**TASK DESCRIPTION**
Word for word, quote all of the material, omitting the pictures.

**PROVIDED DATA**
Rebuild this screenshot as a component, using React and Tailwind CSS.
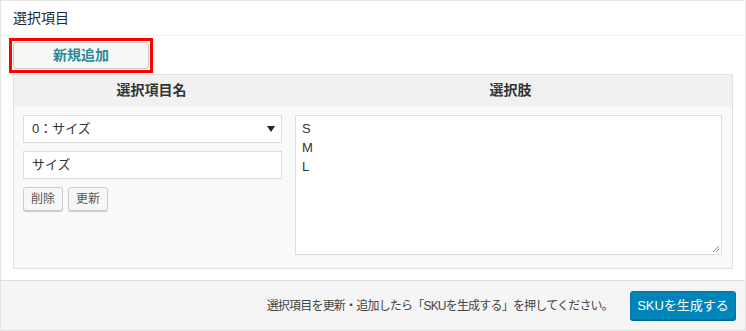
const jp = "font-['Liberation_Sans','Noto_Sans_CJK_JP',sans-serif]";

export default function App() {
    return (
        <div className={`w-[746px] h-[331px] bg-white ${jp} text-[#444]`}>
            <div className="w-full h-full border border-[#e5e5e5] flex flex-col">
                <div className="h-[35px] shrink-0 border-b border-[#eee] flex items-center pl-3 text-[14px] text-[#23282d]">
                    選択項目
                </div>

                <div className="ml-2 mt-[2px] w-[144px] border-[3px] border-[#f00] p-[1px]">
                    <button className="w-full h-[27px] bg-[#f7f7f7] border border-[#ccc] rounded-[3px] text-[14px] font-bold text-[#2b8a9c]">
                        新規追加
                    </button>
                </div>

                <div className="ml-3 mr-3 mt-[1px] border border-[#e1e1e1]">
                    <div className="grid grid-cols-[275px_1fr] h-[31px] bg-[#f1f1f1] text-[14px] font-bold text-[#333]">
                        <div className="flex items-center justify-center">選択項目名</div>
                        <div className="flex items-center justify-center">選択肢</div>
                    </div>
                    <div className="grid grid-cols-[275px_1fr] bg-[#f9f9f9] pt-[9px] pb-[13px]">
                        <div className="pl-[9px] pr-[7px] flex flex-col gap-2">
                            <div className="h-[28px] bg-white border border-[#ddd] flex items-center justify-between pl-2 pr-[6px] text-[13px] text-[#333]">
                                <span>0：サイズ</span>
                                <svg width="8" height="6" viewBox="0 0 8 6"><path d="M0 0h8L4 6z" fill="#222" /></svg>
                            </div>
                            <div className="h-[28px] bg-white border border-[#ddd] flex items-center pl-2 text-[13px] text-[#333]">
                                サイズ
                            </div>
                            <div className="flex gap-[5px]">
                                <button className="w-[40px] h-[24px] bg-[#f7f7f7] border border-[#ccc] rounded-[3px] shadow-[0_1px_0_#ccc] text-[12px] text-[#555]">削除</button>
                                <button className="w-[40px] h-[24px] bg-[#f7f7f7] border border-[#ccc] rounded-[3px] shadow-[0_1px_0_#ccc] text-[12px] text-[#555]">更新</button>
                            </div>
                        </div>
                        <div className="pl-[6px] pr-[10px]">
                            <div className="relative h-[140px] bg-white border border-[#ddd] pl-[6px] pt-[3px] text-[13px] leading-[19px] text-[#333]">
                                <div>S</div>
                                <div>M</div>
                                <div>L</div>
                                <svg className="absolute right-[1px] bottom-[1px]" width="8" height="8" viewBox="0 0 8 8">
                                    <path d="M7 1L1 7M7 4L4 7" stroke="#888" strokeWidth="1" />
                                </svg>
                            </div>
                        </div>
                    </div>
                </div>

                <div className="mt-auto h-[50px] shrink-0 border-t border-[#ddd] bg-[#f5f5f5] flex items-center justify-end pr-[9px] gap-[17px]">
                    <span className="text-[12px] tracking-[-0.8px] text-[#444]">選択項目を更新・追加したら「SKUを生成する」を押してください。</span>
                    <button className="w-[106px] h-[29px] bg-[#0085ba] border border-[#0073aa] rounded-[3px] shadow-[0_1px_0_#006799] text-[13px] text-white">
                        SKUを生成する
                    </button>
                </div>
            </div>
        </div>
    );
}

**CORRECT OUTPUT**
Rebuild this screenshot as a component, using React and Tailwind CSS.
const jp = "font-['Liberation_Sans','Noto_Sans_CJK_JP',sans-serif]";

export default function App() {
    return (
        <div className={`w-[746px] h-[331px] bg-white ${jp} text-[#444]`}>
            <div className="w-full h-full border border-[#e5e5e5] flex flex-col">
                <div className="h-[35px] shrink-0 border-b border-[#eee] flex items-center pl-3 text-[14px] text-[#23282d]">
                    選択項目
                </div>

                <div className="ml-2 mt-[2px] w-[144px] border-[3px] border-[#f00] p-[1px]">
                    <button className="w-full h-[27px] bg-[#f7f7f7] border border-[#ccc] rounded-[3px] text-[14px] font-bold text-[#2b8a9c]">
                        新規追加
                    </button>
                </div>

                <div className="ml-3 mr-3 mt-[1px] border border-[#e1e1e1]">
                    <div className="grid grid-cols-[275px_1fr] h-[31px] bg-[#f1f1f1] text-[14px] font-bold text-[#333]">
                        <div className="flex items-center justify-center">選択項目名</div>
                        <div className="flex items-center justify-center">選択肢</div>
                    </div>
                    <div className="grid grid-cols-[275px_1fr] bg-[#f9f9f9] pt-[9px] pb-[13px]">
                        <div className="pl-[9px] pr-[7px] flex flex-col gap-2">
                            <div className="h-[28px] bg-white border border-[#ddd] flex items-center justify-between pl-2 pr-[6px] text-[13px] text-[#333]">
                                <span>0：サイズ</span>
                                <svg width="8" height="6" viewBox="0 0 8 6"><path d="M0 0h8L4 6z" fill="#222" /></svg>
                            </div>
                            <div className="h-[28px] bg-white border border-[#ddd] flex items-center pl-2 text-[13px] text-[#333]">
                                サイズ
                            </div>
                            <div className="flex gap-[5px]">
                                <button className="w-[40px] h-[24px] bg-[#f7f7f7] border border-[#ccc] rounded-[3px] shadow-[0_1px_0_#ccc] text-[12px] text-[#555]">削除</button>
                                <button className="w-[40px] h-[24px] bg-[#f7f7f7] border border-[#ccc] rounded-[3px] shadow-[0_1px_0_#ccc] text-[12px] text-[#555]">更新</button>
                            </div>
                        </div>
                        <div className="pl-[6px] pr-[10px]">
                            <div className="relative h-[140px] bg-white border border-[#ddd] pl-[6px] pt-[3px] text-[13px] leading-[19px] text-[#333]">
                                <div>S</div>
                                <div>M</div>
                                <div>L</div>
                                <svg className="absolute right-[1px] bottom-[1px]" width="8" height="8" viewBox="0 0 8 8">
                                    <path d="M7 1L1 7M7 4L4 7" stroke="#888" strokeWidth="1" />
                                </svg>
                            </div>
                        </div>
                    </div>
                </div>

                <div className="mt-auto h-[50px] shrink-0 border-t border-[#ddd] bg-[#f5f5f5] flex items-center justify-end pr-[9px] gap-[17px]">
                    <span className="text-[12px] tracking-[-0.8px] text-[#444]">選択項目を更新・追加したら「SKUを生成する」を押してください。</span>
                    <button className="w-[106px] h-[29px] bg-[#0085ba] border border-[#0073aa] rounded-[3px] shadow-[0_1px_0_#006799] text-[13px] text-white">
                        SKUを生成する
                    </button>
                </div>
            </div>
        </div>
    );
}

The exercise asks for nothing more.